I think we all go through this at some time in our lives. Hopefully it is just a transitory feeling. The mundane seems to take over. The color scheme for your life is beige. The temperature is tepid. And you are just tired of doing 'you'. Honestly I am having one of those days today. I am tired, and tired of being sick and wishing for a long vacation that I know I will never get. A trip to Ireland or Italy will most likely never be in the cards for me. Some days this seems like this is all there is. Work and feeling exhausted and wanting more than anything not to feel like I am taken for granted.
I want you to hear something. You matter. What you do matter. Who, and whose you are matter. You may feel today like you are some meaningless blob of existence. No worth, no prospects, no hope of a future that looks anything different than today and yesterday and the day before. But there is more, because YOU are more. You are more than your job, you are more than your mistakes, you are more that what people say you are. You are the Lord's and He says in Jeremiah 29:11, "I know what I’m doing. I have it all planned out—plans to take care of you, not abandon you, plans to give you the future you hope for." (MSG) God has plans for you, plans that He preordained before you were ever conceived by your parents. Plans prepared before the beginning of time. You are not a mistake, you are not an 'uh-oh', you are not some bothersome piece of junk just here by accident.
I love to write; I guess you can tell that by now. What I really enjoy is writing poems. Putting words together in a specific and well-crafted way to convey something of beauty. I think poems are harder than writing my regular posts just for that very reason. I love words, the sound of words, the way they work together to bring a picture in my mind to life. You really can't just throw together a poem. It takes a knowledge of words, and sounds and skill to complete what hopefully will stand the test of time. Poems written hundreds of years ago still have a lasting impact on us. They can be beautiful and thought-provoking and cause you to experience a gamut of emotion. They are created through time and effort.
Read Ephesians 2:10 in the Message, "For we are His workmanship [His own master work, a work of art], created in Christ Jesus [reborn from above—spiritually transformed, renewed, ready to be used] for good works, which God prepared [for us] beforehand [taking paths which He set], so that we would walk in them [living the good life which He prearranged and made ready for us]." We are hand-crafted. We are lovingly and thoughtfully created. We are His workmanship. We are not some slipshod thing thrown together. We are not 'seconds' bound for the Dollar Store. We are His workmanship; He had a specific blueprint in mind for each one of us. Unique, distinct, cherished, adored. When we look at that word for workmanship, in the Greek it is poiēma, which comes from the same word that we get 'poem' from.
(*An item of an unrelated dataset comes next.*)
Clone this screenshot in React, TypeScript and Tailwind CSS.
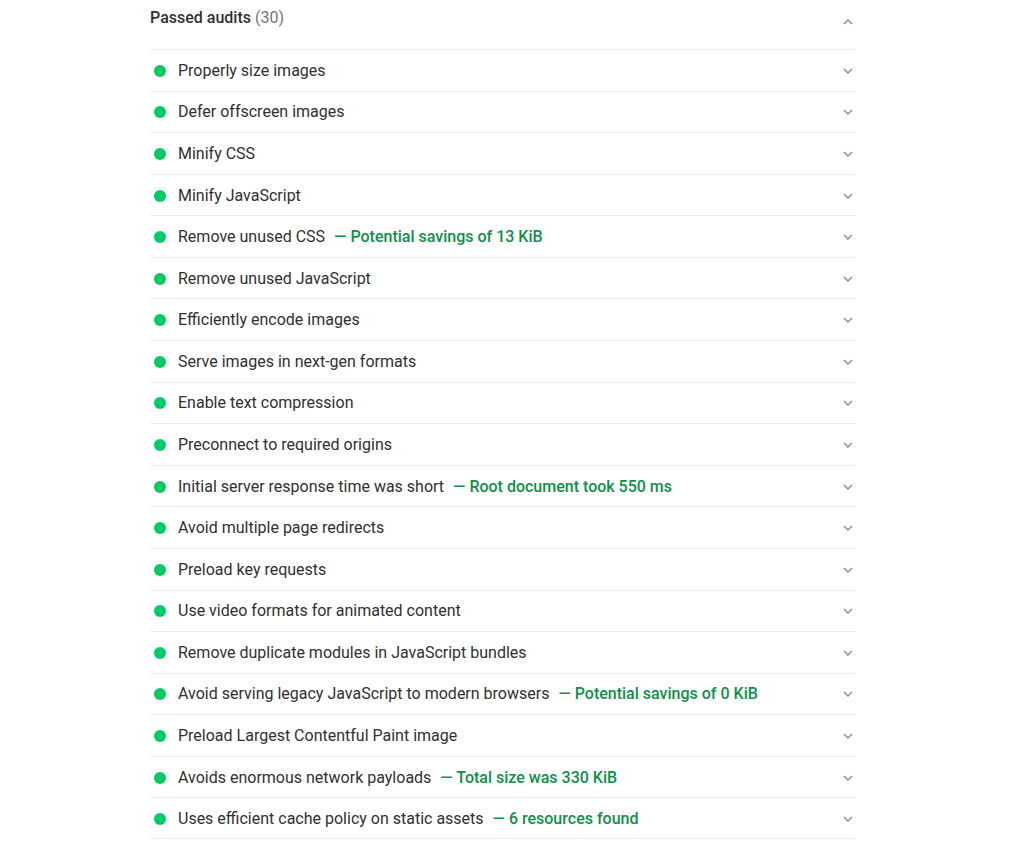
import React from 'react';

const audits: [string, string?][] = [
  ['Properly size images'],
  ['Defer offscreen images'],
  ['Minify CSS'],
  ['Minify JavaScript'],
  ['Remove unused CSS', 'Potential savings of 13 KiB'],
  ['Remove unused JavaScript'],
  ['Efficiently encode images'],
  ['Serve images in next-gen formats'],
  ['Enable text compression'],
  ['Preconnect to required origins'],
  ['Initial server response time was short', 'Root document took 550 ms'],
  ['Avoid multiple page redirects'],
  ['Preload key requests'],
  ['Use video formats for animated content'],
  ['Remove duplicate modules in JavaScript bundles'],
  ['Avoid serving legacy JavaScript to modern browsers', 'Potential savings of 0 KiB'],
  ['Preload Largest Contentful Paint image'],
  ['Avoids enormous network payloads', 'Total size was 330 KiB'],
  ['Uses efficient cache policy on static assets', '6 resources found'],
];

function Chevron({ up }: { up?: boolean }) {
  return (
    <svg width="10" height="6" viewBox="0 0 10 6" className={up ? 'rotate-180' : ''}>
      <polyline points="1,1 5,5 9,1" fill="none" stroke="#8a8a8a" strokeWidth="1.4" />
    </svg>
  );
}

export default function App() {
  return (
    <div className="min-h-[847px] bg-white font-['Roboto',sans-serif] text-[16px] text-[#303030]">
      <div className="ml-[150px] w-[705px]">
        {/* group header */}
        <div className="flex h-[49px] items-start justify-between">
          <p className="pt-[7px] leading-[22px] font-medium">
            Passed audits <span className="font-normal text-[#757575]">(30)</span>
          </p>
          <div className="mr-[2px] pt-[19px]">
            <Chevron up />
          </div>
        </div>

        {audits.map(([title, note], i) => (
          <div
            key={title}
            className={
              'flex h-[41.58px] items-center justify-between border-t border-[#ebebeb] pt-[1px] ' +
              (i === audits.length - 1 ? 'border-b' : '')
            }
          >
            <div className="flex items-center">
              <span className="ml-[4px] mr-[12px] h-[12px] w-[12px] rounded-full bg-[#0c6]" />
              <span className="leading-[22px]">{title}</span>
              {note && (
                <span className="ml-[9px] leading-[22px] font-medium text-[#0d9047]">— {note}</span>
              )}
            </div>
            <div className="mr-[2px]">
              <Chevron />
            </div>
          </div>
        ))}
      </div>
    </div>
  );
}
You are a poem written by the God of the universe. Written by the One who formed the stars, created the Milky Way, designed something as beautiful as a rose, as delicate as a butterfly and something as majestic as a stallion. You are His poem, written to be shown to the world. Written as a love sonnet, filled with words and syllables conveying how much He treasures you.
Truthfully, today I don't feel like a poem. I feel like something scribbled on a scrap of brown paper bag that has made it's way into the trash can with the wet coffee grounds and banana peels. Nothing to treasure there. But, I am more than my feelings. I am more that what I perceive. My feelings and my perceptions have failed me before and they will fail me again. I am only human. No, wait. I am more than that. I am a blood bought child of the Most High God. I am kin to Jesus. I am filled with the Holy Spirit. I am me, but I am more. I don't have to trust my feelings; I trust the God who said His thoughts for me are good. I trust the God who said in Psalms 139:16,17 “Your eyes saw my substance, being yet unformed. And in Your book they all were written, the days fashioned for me, when as yet there were none of them. How precious also are Your thoughts to me, O God! How great is the sum of them!” I am a poem written in His book! And I am not your average roses are red poem. I am an epic poem. A poem filled with love and adventure. Life and death, trials and triumphs. Soaring highs and lows like as Death Valley's elevation. Laughter and tears, joy and sorrow. I am a poem written by God because He loves me.
He loves me when I am lovable. He loves me when I am a stinking jerk. He loves me when I feel great and He loves me when I feel less than. He loves me, so that means I matter. I matter because I have said yes to salvation through His Son and I have been adopted into the family of God. I matter, no matter what I do for a living, no matter how educated I am, no matter how much or how little money I have. I matter because I am His and He says I matter. As I write that I think of when I was a little kid and someone would brag about their dad. "Well my dad does such and such". And I always said, "well my dad is better than your dad, he is a Detective!!". Ha, well, my Father says I matter and He is the greatest, so take that stupid sub-par thoughts and lack of self-esteem. I may never be famous. I may never go on that trip to Ireland I so want to go on. I may never get a good night's sleep. I may never write a poem that is published. But that doesn't matter. I AM a poem that has been published; in fact my name is written in the Lamb's book of Life and that is better than any publishing company that I know. And it can never be lost or stolen or erased. After all, He wrote it in bright red, indelible ink.